Faz-se habitualmente uma divisão dos quadros de epilepsia em epilepsias generalizadas (quando as alterações apresentadas são logo de início generalizadas aos 2 hemisférios cerebrais) e epilepsias parciais (se essas alterações estão apenas localizadas a uma região particular do cérebro).

Em relação às crises generalizadas, as mais frequentemente encontradas são as convulsões tónico-clónicas (que se caracterizam por perda súbita de conhecimento, contração tónica dos músculos dos 4 membros, depois abalos clónicos, por vezes mordedura de língua e emissão de urina) e as ausências, durante as quais o doente fica parado, apresentando por vezes alguns movimentos discretos das pálpebras ou dos lábios, com recuperação muito rápida. Estas últimas podem ser muito frequentes, por vezes mais de 20-30 por dia.

As crises parciais podem ou não ser seguidas de convulsão tónico-clónica (neste caso diz-se que são secundariamente generalizadas). A sua classificação habitual é feita consoante o local de origem da atividade epilética, distinguindo-se habitualmente as crises dos lobos temporal, frontal, parietal e occipital. As crises do lobo temporal são as mais frequentes, constituindo aliás o síndroma epilético mais comum, e a sua expressão clínica pode por vezes ser confundida com uma ausência.

No que diz respeito aos grupos etários de idade escolar, existem situações específicas que se encontram com alguma frequência, apresentando uma relação importante com a idade de apresentação (epilepsias da infância, da adolescência), existindo em algumas delas uma base genética conhecida, enquanto que em outras essa identificação não foi ainda efetuada.

Regra geral, numa hipótese diagnóstica de epilepsia, é importante não só a diferenciação entre os diversos tipos de crises epiléticas, como também o diagnóstico diferencial entre estes quadros e crises não epiléticas.

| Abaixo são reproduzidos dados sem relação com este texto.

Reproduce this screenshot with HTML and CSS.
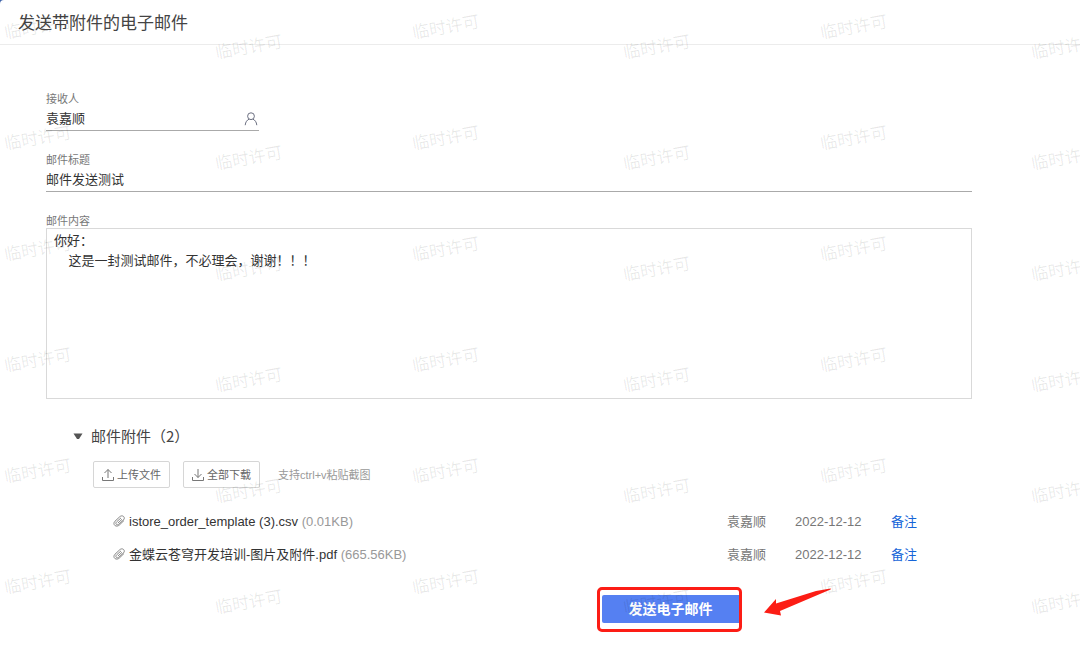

Estas situações são diversas, incluindo os problemas cardíacos e circulatórios, as doenças metabólicas, a enxaqueca, os distúrbios do sono e as pseudoconvulsões, encontrando-se frequentemente na clínica e colocando por vezes problemas diagnósticos de difícil resolução.

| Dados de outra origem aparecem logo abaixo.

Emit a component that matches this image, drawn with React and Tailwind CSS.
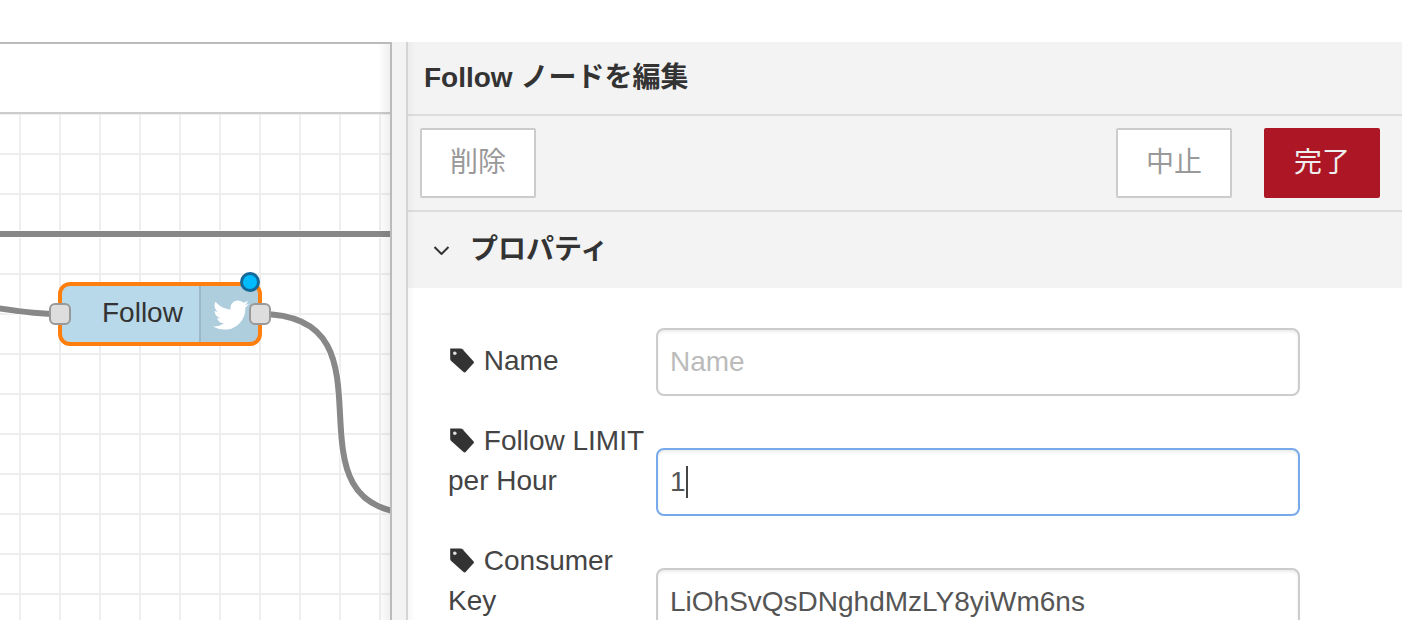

Como já referido, os exames mais frequentemente efetuados são o electroencefalograma e os estudos de imagem (TC CE e RMN CE), podendo ser realizados estudos mais aprofundados em ambas as áreas.

O tratamento da epilepsia passa inicialmente pela utilização de fármacos, hoje em dia mais eficazes e mais seguros do que o que eram há vários anos atrás. Calcula-se que cerca de 60 a 65% dos novos doentes fiquem controlados com qualquer um dos fármacos anti-epilépticos de 1ª linha em monoterapia.

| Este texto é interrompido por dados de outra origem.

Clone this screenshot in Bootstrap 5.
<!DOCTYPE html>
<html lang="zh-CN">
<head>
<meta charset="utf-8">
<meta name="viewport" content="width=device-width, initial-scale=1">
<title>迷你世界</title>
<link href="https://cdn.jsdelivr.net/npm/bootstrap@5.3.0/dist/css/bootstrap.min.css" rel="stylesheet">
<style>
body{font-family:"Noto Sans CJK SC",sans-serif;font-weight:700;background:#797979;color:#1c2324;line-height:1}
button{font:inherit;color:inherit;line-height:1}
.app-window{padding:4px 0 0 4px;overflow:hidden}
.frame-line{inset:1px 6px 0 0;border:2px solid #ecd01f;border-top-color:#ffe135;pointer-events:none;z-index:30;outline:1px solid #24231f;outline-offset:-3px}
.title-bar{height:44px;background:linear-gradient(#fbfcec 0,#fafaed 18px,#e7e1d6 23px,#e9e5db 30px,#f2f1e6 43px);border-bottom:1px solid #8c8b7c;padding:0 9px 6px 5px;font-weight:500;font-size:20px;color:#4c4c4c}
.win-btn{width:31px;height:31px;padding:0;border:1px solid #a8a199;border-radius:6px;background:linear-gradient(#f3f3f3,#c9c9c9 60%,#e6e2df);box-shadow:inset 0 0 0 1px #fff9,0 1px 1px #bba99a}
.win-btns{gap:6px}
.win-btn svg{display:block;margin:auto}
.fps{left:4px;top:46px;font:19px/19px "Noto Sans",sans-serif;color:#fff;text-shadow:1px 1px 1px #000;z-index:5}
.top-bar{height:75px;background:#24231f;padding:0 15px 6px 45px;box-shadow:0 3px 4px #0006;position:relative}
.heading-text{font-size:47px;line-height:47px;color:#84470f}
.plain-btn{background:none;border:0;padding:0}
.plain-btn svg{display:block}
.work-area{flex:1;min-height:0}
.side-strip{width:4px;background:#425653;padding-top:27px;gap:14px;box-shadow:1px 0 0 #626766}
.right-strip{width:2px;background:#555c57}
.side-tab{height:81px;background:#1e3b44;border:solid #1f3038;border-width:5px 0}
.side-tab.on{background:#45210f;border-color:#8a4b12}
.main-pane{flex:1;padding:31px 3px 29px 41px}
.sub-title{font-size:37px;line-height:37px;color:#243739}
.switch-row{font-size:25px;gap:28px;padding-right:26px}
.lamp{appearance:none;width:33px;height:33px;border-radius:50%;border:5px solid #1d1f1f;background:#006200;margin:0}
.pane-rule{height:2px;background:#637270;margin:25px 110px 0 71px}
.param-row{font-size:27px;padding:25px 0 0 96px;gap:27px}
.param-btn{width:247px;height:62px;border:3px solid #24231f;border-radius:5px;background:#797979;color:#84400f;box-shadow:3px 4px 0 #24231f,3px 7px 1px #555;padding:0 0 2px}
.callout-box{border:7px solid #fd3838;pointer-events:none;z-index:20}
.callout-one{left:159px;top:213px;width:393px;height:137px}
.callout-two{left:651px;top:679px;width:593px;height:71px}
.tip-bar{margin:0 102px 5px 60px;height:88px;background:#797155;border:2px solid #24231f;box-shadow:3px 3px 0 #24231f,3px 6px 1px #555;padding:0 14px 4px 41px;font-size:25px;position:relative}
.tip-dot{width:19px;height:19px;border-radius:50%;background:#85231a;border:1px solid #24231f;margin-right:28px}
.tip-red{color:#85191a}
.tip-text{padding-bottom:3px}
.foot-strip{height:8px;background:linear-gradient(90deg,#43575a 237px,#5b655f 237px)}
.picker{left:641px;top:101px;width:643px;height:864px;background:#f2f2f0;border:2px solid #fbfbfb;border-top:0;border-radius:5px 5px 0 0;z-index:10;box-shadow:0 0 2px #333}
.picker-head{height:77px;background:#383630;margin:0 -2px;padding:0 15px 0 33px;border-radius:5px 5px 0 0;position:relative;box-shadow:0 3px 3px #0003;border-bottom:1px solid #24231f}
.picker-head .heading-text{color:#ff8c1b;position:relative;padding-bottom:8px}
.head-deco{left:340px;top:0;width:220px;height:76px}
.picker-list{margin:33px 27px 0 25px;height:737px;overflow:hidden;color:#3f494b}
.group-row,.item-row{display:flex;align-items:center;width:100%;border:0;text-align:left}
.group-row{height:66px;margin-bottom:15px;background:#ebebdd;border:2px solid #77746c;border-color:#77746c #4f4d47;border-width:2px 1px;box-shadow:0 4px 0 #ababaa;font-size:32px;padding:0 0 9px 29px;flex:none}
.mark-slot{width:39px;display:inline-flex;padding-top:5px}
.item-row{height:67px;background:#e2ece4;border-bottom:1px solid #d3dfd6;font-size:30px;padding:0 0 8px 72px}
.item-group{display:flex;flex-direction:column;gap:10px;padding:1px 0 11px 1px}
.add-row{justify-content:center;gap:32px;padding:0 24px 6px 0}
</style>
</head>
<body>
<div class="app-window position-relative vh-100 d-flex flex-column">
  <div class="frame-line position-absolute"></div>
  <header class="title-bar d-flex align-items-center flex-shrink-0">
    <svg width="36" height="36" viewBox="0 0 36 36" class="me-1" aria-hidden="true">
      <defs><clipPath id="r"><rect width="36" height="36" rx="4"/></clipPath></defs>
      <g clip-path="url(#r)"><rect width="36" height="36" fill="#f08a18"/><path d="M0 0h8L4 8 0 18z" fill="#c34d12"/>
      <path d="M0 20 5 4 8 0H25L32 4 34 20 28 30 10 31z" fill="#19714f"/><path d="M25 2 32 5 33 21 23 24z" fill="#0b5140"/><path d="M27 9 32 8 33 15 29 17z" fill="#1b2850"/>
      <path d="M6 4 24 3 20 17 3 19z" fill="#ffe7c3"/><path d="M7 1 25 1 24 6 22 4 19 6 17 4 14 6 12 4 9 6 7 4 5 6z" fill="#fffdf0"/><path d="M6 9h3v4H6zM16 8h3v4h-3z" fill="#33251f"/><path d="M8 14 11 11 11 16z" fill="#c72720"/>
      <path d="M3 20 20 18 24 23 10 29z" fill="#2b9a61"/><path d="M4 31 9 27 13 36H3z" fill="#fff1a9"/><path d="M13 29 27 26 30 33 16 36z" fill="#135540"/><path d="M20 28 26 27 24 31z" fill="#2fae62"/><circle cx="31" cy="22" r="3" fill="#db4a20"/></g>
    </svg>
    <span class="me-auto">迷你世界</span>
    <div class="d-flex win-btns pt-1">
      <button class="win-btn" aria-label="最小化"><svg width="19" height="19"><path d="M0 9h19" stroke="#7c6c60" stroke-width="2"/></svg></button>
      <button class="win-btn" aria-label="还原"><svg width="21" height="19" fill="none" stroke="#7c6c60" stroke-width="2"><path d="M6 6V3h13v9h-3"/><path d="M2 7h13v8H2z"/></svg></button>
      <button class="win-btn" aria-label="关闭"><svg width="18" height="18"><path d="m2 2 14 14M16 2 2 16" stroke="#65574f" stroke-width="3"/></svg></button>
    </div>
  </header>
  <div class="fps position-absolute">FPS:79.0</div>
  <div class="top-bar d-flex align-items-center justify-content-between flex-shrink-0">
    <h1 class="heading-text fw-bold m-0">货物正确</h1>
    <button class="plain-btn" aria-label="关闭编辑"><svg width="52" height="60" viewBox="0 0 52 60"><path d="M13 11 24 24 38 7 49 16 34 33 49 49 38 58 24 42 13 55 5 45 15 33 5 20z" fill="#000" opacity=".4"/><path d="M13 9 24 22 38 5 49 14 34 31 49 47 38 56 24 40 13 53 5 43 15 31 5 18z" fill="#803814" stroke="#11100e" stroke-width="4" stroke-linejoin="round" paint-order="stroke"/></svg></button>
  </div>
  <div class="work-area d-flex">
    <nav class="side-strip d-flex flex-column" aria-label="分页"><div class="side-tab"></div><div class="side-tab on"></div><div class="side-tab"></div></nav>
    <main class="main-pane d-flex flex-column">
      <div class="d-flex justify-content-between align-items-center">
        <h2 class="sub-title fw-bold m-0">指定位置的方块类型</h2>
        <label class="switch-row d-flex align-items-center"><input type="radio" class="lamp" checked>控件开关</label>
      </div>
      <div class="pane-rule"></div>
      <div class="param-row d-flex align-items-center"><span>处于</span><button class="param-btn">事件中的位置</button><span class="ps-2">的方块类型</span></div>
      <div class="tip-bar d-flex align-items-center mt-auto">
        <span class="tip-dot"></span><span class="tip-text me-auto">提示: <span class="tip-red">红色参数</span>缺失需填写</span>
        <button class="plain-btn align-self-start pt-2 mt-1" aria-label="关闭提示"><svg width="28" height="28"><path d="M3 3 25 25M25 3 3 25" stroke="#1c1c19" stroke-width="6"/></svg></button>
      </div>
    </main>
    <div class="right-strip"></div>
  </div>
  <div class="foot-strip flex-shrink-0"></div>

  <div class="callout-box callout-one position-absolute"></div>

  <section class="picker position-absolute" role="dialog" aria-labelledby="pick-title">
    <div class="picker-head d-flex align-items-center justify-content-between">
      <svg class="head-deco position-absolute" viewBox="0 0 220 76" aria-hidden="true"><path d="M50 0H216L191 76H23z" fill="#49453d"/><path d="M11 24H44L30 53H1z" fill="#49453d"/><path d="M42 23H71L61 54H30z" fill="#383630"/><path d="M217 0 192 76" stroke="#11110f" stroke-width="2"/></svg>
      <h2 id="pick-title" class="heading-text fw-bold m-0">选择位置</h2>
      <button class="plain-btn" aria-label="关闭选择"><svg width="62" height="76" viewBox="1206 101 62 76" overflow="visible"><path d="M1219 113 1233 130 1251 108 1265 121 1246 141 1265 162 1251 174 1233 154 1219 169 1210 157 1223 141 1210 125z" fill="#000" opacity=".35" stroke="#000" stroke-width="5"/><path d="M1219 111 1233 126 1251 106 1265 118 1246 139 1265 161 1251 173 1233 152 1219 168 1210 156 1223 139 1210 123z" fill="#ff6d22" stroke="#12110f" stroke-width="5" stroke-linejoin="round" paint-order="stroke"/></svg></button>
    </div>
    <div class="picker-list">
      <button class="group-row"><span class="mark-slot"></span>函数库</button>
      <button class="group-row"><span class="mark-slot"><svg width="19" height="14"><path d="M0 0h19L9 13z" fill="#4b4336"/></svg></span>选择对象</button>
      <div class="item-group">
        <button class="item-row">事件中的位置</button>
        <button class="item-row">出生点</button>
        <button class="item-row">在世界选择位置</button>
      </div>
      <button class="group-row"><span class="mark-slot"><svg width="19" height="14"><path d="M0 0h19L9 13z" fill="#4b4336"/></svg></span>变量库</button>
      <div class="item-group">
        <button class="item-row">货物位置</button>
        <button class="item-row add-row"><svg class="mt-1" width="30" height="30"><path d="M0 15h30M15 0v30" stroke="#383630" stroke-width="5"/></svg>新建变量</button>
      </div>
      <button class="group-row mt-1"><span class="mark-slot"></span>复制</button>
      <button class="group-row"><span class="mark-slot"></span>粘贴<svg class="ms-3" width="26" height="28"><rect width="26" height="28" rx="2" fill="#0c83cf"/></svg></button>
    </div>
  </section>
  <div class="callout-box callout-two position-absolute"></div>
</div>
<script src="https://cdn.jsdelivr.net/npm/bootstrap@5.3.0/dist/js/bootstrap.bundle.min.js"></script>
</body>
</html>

Os restantes doentes são geralmente tratados em regime de politerapia, com dois ou mais fármacos, existindo, no entanto, um grupo importante de doentes que, quer devido às características da sua epilepsia quer devido a problemas farmacodinâmicos ou farmacocinéticos das associações com que são tratados, apresentam situações de epilepsia refratária.

Para alguns destes doentes refratários existe uma hipótese cirúrgica, cuja investigação é habitualmente efetuada em centros de referência (existem vários em Portugal).

A repercussão desta doença sobre a criança ou o adolescente em desenvolvimento e em idade escolar depende de diversos fatores, nomeadamente do tipo de epilepsia/crises, das suas características e frequência, da existência ou não de outras lesões subjacentes, da resposta à terapêutica e ainda do tipo de fármaco utilizado.

Os medicamentos utilizados apresentam por vezes alguma repercussão sobre determinadas atividades cognitivas, muito embora em relação aos mais recentes (e também os mais utilizados na criança e no adolescente) essa repercussão seja muito menor.

Todo este avanço, na compreensão dos mecanismos básicos, na capacidade de investigação clínica e ainda no controlo do doente com epilepsia, com diminuição franca dos efeitos secundários classicamente associados, vem trazer a este grupo de doentes uma melhoria considerável da sua qualidade de vida, da sua prestação pessoal, familiar, social e profissional, o que se traduz obviamente por uma economia de outros recursos e por um aumento da sua produtividade enquanto elementos ativos de um tecido social.